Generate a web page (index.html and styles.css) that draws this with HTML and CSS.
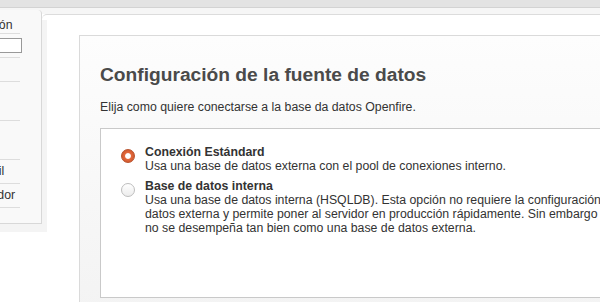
FILE: index.html
```html
<!DOCTYPE html>
<html lang="es">
<head>
  <meta charset="UTF-8">
  <meta name="viewport" content="width=device-width, initial-scale=1.0">
  <title>Openfire - Configuración</title>
  <link rel="stylesheet" href="styles.css">
</head>
<body>
  <div class="topbar"></div>

  <div class="layout">
    <div class="side-wrap">
      <div class="sidebar">
        <h3 class="side-title">Progreso de la instalación</h3>
        <div class="progress-row">
          <div class="progress-bar"><div class="progress-fill" style="width: 40%;"></div></div>
        </div>
        <ul class="steps">
          <li>Selección de Idioma</li>
          <li>Configuración del<br>Servidor</li>
          <li>Configuración de la<br>Base de Datos</li>
          <li>Configuración del Perfil</li>
          <li>Cuenta del Administrador</li>
        </ul>
      </div>
    </div>

    <div class="main">
      <div class="setup-box">
        <h1>Configuración de la fuente de datos</h1>
        <p class="intro">Elija como quiere conectarse a la base da datos Openfire.</p>

        <div class="db-options">
          <div class="option">
            <span class="radio checked"></span>
            <div class="option-text">
              <strong>Conexión Estándard</strong>
              <div>Usa una base de datos externa con el pool de conexiones interno.</div>
            </div>
          </div>
          <div class="option">
            <span class="radio"></span>
            <div class="option-text">
              <strong>Base de datos interna</strong>
              <div>Usa una base de datos interna (HSQLDB). Esta opción no requiere la configuración de base de datos externa y permite poner al servidor en producción rápidamente. Sin embargo esta opción no se desempeña tan bien como una base de datos externa.</div>
            </div>
          </div>
        </div>
      </div>
    </div>
  </div>
</body>
</html>
```

FILE: styles.css
```css
html {
  overflow: hidden;
}
body {
  margin: 0;
  font-family: "Liberation Sans", Arial, sans-serif;
  font-size: 12.3px;
  color: #333;
  background: #fff;
}
.topbar {
  height: 7px;
  background: #e3e3e3;
  border-bottom: 1px solid #d3d3d3;
}
.layout {
  display: flex;
  align-items: flex-start;
  background: linear-gradient(#f6f6f6 6px, #fff 6px);
}

/* sidebar */
.side-wrap {
  position: relative;
  z-index: 1;
  flex: none;
  width: 47px;
  height: 212px;
  margin-top: 12px;
  background: #f4f4f4;
}
.sidebar {
  box-sizing: border-box;
  width: 182px;
  margin: -10px 0 0 -140px;
  padding: 8px 0 15px 17px;
  background: #f9f9f9;
  border-right: 1px solid #d8d8d8;
  border-bottom: 1px solid #d8d8d8;
  border-top-right-radius: 4px;
}
.side-title {
  margin: 0 21px 0 -11px;
  padding-left: 5px;
  font-size: 12.3px;
  font-weight: normal;
  line-height: 15px;
  border-bottom: 1px solid #ddd;
  white-space: nowrap;
}
.progress-row {
  margin-right: 21px;
  padding: 4px 0;
  border-bottom: 1px solid #ddd;
}
.progress-bar {
  height: 13px;
  margin-right: -2px;
  border: 1px solid #999;
  background: #fff;
}
.progress-fill {
  height: 100%;
  background: #fff;
}
.steps {
  list-style: none;
  margin: 0 21px 0 0;
  padding: 0;
}
.steps li {
  padding: 4px 0;
  line-height: 15px;
  border-bottom: 1px solid #ddd;
  white-space: nowrap;
}

/* main panel */
.main {
  position: relative;
  flex: 1;
  min-width: 0;
  min-height: 300px;
  margin: 6px 0 0 -5px;
  padding: 20px 0 0 37px;
  background: #fff;
  border-top: 1px solid #dcdcdc;
  border-top-left-radius: 5px;
}
.setup-box {
  width: 594px;
  min-height: 280px;
  padding-left: 20px;
  background: linear-gradient(#fdfdfd, #f3f3f3);
  border-top: 1px solid #dadada;
  border-left: 1px solid #dadada;
}
.setup-box h1 {
  margin: 28px 0 0;
  font-size: 19.2px;
  line-height: 22px;
  color: #4a4a4a;
}
.intro {
  margin: 14px 0 0;
  line-height: 15px;
}
.db-options {
  box-sizing: border-box;
  height: 170px;
  margin-top: 13px;
  padding: 16px 20px;
  background: #fff;
  border: 1px solid #c9c9c9;
}
.option {
  display: flex;
  gap: 10px;
}
.option + .option {
  margin-top: 6px;
}
.option-text {
  flex: 1;
  line-height: 14px;
}
.radio {
  flex: none;
  box-sizing: border-box;
  width: 14px;
  height: 14px;
  margin-top: 4px;
  border-radius: 50%;
  border: 1px solid #bdbdbd;
  background: linear-gradient(#fff, #ececec);
}
.radio.checked {
  border-color: #b8522d;
  background: radial-gradient(circle, #fff 0 2.4px, #e2693d 3.4px, #d45a2f 6px);
}
```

┄┄┄┄┄┄┄┄┄┄

=== Aim of the task ===
Transcribe the full listing above exactly, with the images removed.

=== In response ===
Generate a web page (index.html and styles.css) that draws this with HTML and CSS.
FILE: index.html
```html
<!DOCTYPE html>
<html lang="es">
<head>
  <meta charset="UTF-8">
  <meta name="viewport" content="width=device-width, initial-scale=1.0">
  <title>Openfire - Configuración</title>
  <link rel="stylesheet" href="styles.css">
</head>
<body>
  <div class="topbar"></div>

  <div class="layout">
    <div class="side-wrap">
      <div class="sidebar">
        <h3 class="side-title">Progreso de la instalación</h3>
        <div class="progress-row">
          <div class="progress-bar"><div class="progress-fill" style="width: 40%;"></div></div>
        </div>
        <ul class="steps">
          <li>Selección de Idioma</li>
          <li>Configuración del<br>Servidor</li>
          <li>Configuración de la<br>Base de Datos</li>
          <li>Configuración del Perfil</li>
          <li>Cuenta del Administrador</li>
        </ul>
      </div>
    </div>

    <div class="main">
      <div class="setup-box">
        <h1>Configuración de la fuente de datos</h1>
        <p class="intro">Elija como quiere conectarse a la base da datos Openfire.</p>

        <div class="db-options">
          <div class="option">
            <span class="radio checked"></span>
            <div class="option-text">
              <strong>Conexión Estándard</strong>
              <div>Usa una base de datos externa con el pool de conexiones interno.</div>
            </div>
          </div>
          <div class="option">
            <span class="radio"></span>
            <div class="option-text">
              <strong>Base de datos interna</strong>
              <div>Usa una base de datos interna (HSQLDB). Esta opción no requiere la configuración de base de datos externa y permite poner al servidor en producción rápidamente. Sin embargo esta opción no se desempeña tan bien como una base de datos externa.</div>
            </div>
          </div>
        </div>
      </div>
    </div>
  </div>
</body>
</html>
```

FILE: styles.css
```css
html {
  overflow: hidden;
}
body {
  margin: 0;
  font-family: "Liberation Sans", Arial, sans-serif;
  font-size: 12.3px;
  color: #333;
  background: #fff;
}
.topbar {
  height: 7px;
  background: #e3e3e3;
  border-bottom: 1px solid #d3d3d3;
}
.layout {
  display: flex;
  align-items: flex-start;
  background: linear-gradient(#f6f6f6 6px, #fff 6px);
}

/* sidebar */
.side-wrap {
  position: relative;
  z-index: 1;
  flex: none;
  width: 47px;
  height: 212px;
  margin-top: 12px;
  background: #f4f4f4;
}
.sidebar {
  box-sizing: border-box;
  width: 182px;
  margin: -10px 0 0 -140px;
  padding: 8px 0 15px 17px;
  background: #f9f9f9;
  border-right: 1px solid #d8d8d8;
  border-bottom: 1px solid #d8d8d8;
  border-top-right-radius: 4px;
}
.side-title {
  margin: 0 21px 0 -11px;
  padding-left: 5px;
  font-size: 12.3px;
  font-weight: normal;
  line-height: 15px;
  border-bottom: 1px solid #ddd;
  white-space: nowrap;
}
.progress-row {
  margin-right: 21px;
  padding: 4px 0;
  border-bottom: 1px solid #ddd;
}
.progress-bar {
  height: 13px;
  margin-right: -2px;
  border: 1px solid #999;
  background: #fff;
}
.progress-fill {
  height: 100%;
  background: #fff;
}
.steps {
  list-style: none;
  margin: 0 21px 0 0;
  padding: 0;
}
.steps li {
  padding: 4px 0;
  line-height: 15px;
  border-bottom: 1px solid #ddd;
  white-space: nowrap;
}

/* main panel */
.main {
  position: relative;
  flex: 1;
  min-width: 0;
  min-height: 300px;
  margin: 6px 0 0 -5px;
  padding: 20px 0 0 37px;
  background: #fff;
  border-top: 1px solid #dcdcdc;
  border-top-left-radius: 5px;
}
.setup-box {
  width: 594px;
  min-height: 280px;
  padding-left: 20px;
  background: linear-gradient(#fdfdfd, #f3f3f3);
  border-top: 1px solid #dadada;
  border-left: 1px solid #dadada;
}
.setup-box h1 {
  margin: 28px 0 0;
  font-size: 19.2px;
  line-height: 22px;
  color: #4a4a4a;
}
.intro {
  margin: 14px 0 0;
  line-height: 15px;
}
.db-options {
  box-sizing: border-box;
  height: 170px;
  margin-top: 13px;
  padding: 16px 20px;
  background: #fff;
  border: 1px solid #c9c9c9;
}
.option {
  display: flex;
  gap: 10px;
}
.option + .option {
  margin-top: 6px;
}
.option-text {
  flex: 1;
  line-height: 14px;
}
.radio {
  flex: none;
  box-sizing: border-box;
  width: 14px;
  height: 14px;
  margin-top: 4px;
  border-radius: 50%;
  border: 1px solid #bdbdbd;
  background: linear-gradient(#fff, #ececec);
}
.radio.checked {
  border-color: #b8522d;
  background: radial-gradient(circle, #fff 0 2.4px, #e2693d 3.4px, #d45a2f 6px);
}
```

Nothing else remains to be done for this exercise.